* start *

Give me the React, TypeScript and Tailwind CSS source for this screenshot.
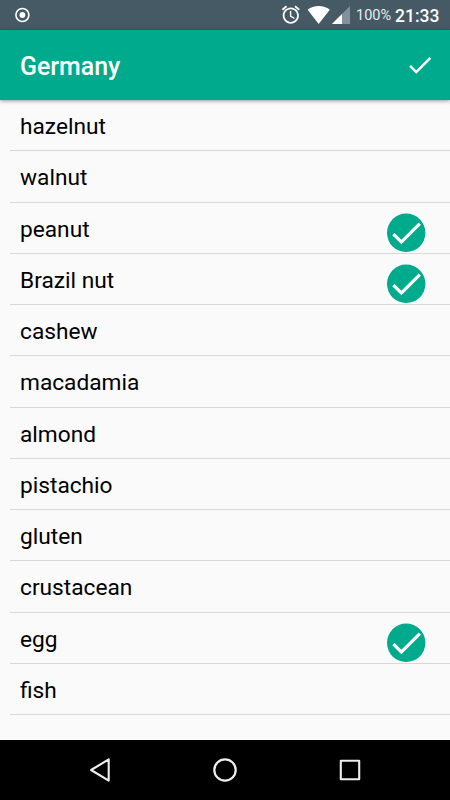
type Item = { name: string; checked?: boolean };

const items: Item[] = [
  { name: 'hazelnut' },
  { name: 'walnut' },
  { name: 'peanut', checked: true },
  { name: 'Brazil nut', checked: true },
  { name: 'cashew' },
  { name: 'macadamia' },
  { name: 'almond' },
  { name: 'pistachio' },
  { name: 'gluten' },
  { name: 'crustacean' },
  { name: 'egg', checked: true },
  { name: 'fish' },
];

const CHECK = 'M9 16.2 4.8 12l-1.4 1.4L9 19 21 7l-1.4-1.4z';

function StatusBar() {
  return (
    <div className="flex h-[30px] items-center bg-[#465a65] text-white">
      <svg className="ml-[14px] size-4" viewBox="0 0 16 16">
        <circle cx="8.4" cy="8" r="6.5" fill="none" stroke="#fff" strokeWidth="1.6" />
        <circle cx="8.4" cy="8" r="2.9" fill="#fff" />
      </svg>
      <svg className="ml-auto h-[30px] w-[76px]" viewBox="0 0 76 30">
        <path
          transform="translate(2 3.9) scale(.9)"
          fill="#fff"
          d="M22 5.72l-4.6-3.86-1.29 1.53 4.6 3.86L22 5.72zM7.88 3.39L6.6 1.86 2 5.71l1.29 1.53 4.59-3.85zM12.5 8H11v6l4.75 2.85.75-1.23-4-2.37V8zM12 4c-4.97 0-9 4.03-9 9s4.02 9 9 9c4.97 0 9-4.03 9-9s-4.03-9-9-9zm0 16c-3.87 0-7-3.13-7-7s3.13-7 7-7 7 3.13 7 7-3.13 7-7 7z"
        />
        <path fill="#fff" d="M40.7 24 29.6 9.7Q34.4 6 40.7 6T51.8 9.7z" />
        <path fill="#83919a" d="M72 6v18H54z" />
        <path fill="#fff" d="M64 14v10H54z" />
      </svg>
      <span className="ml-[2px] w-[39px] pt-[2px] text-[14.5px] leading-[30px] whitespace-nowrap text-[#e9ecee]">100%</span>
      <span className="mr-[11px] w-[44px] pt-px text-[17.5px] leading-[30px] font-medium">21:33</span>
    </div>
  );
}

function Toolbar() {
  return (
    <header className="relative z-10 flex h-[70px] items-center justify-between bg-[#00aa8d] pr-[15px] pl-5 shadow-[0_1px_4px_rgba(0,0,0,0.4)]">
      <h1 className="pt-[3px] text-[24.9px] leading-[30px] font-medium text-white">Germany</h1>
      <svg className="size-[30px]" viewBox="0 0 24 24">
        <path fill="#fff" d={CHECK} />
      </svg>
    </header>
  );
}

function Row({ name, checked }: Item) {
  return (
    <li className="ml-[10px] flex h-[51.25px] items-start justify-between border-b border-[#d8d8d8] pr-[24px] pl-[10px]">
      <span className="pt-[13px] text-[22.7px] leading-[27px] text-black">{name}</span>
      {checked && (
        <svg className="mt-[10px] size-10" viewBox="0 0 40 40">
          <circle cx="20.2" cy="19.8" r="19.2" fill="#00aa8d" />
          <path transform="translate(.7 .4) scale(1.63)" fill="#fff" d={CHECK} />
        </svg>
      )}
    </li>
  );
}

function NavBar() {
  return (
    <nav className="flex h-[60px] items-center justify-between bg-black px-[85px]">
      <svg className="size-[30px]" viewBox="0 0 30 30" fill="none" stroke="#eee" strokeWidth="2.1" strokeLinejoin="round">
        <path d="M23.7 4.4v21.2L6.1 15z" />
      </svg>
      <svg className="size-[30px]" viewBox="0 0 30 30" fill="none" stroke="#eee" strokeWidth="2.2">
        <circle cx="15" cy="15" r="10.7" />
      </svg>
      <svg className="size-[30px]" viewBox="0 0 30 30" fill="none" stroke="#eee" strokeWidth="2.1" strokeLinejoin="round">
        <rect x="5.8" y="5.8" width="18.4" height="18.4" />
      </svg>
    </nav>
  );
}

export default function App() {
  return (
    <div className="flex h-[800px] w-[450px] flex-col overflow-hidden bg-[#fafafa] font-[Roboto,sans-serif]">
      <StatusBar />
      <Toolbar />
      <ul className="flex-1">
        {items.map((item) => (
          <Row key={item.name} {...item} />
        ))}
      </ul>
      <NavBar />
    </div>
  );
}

* end *

→ **What to work on**
Give again exactly the lines running from the beginning of the material above through the line that contains "const CHECK = 'M9", and leave out every picture.

→ **Final result**
Give me the React, TypeScript and Tailwind CSS source for this screenshot.
type Item = { name: string; checked?: boolean };

const items: Item[] = [
  { name: 'hazelnut' },
  { name: 'walnut' },
  { name: 'peanut', checked: true },
  { name: 'Brazil nut', checked: true },
  { name: 'cashew' },
  { name: 'macadamia' },
  { name: 'almond' },
  { name: 'pistachio' },
  { name: 'gluten' },
  { name: 'crustacean' },
  { name: 'egg', checked: true },
  { name: 'fish' },
];

const CHECK = 'M9 16.2 4.8 12l-1.4 1.4L9 19 21 7l-1.4-1.4z';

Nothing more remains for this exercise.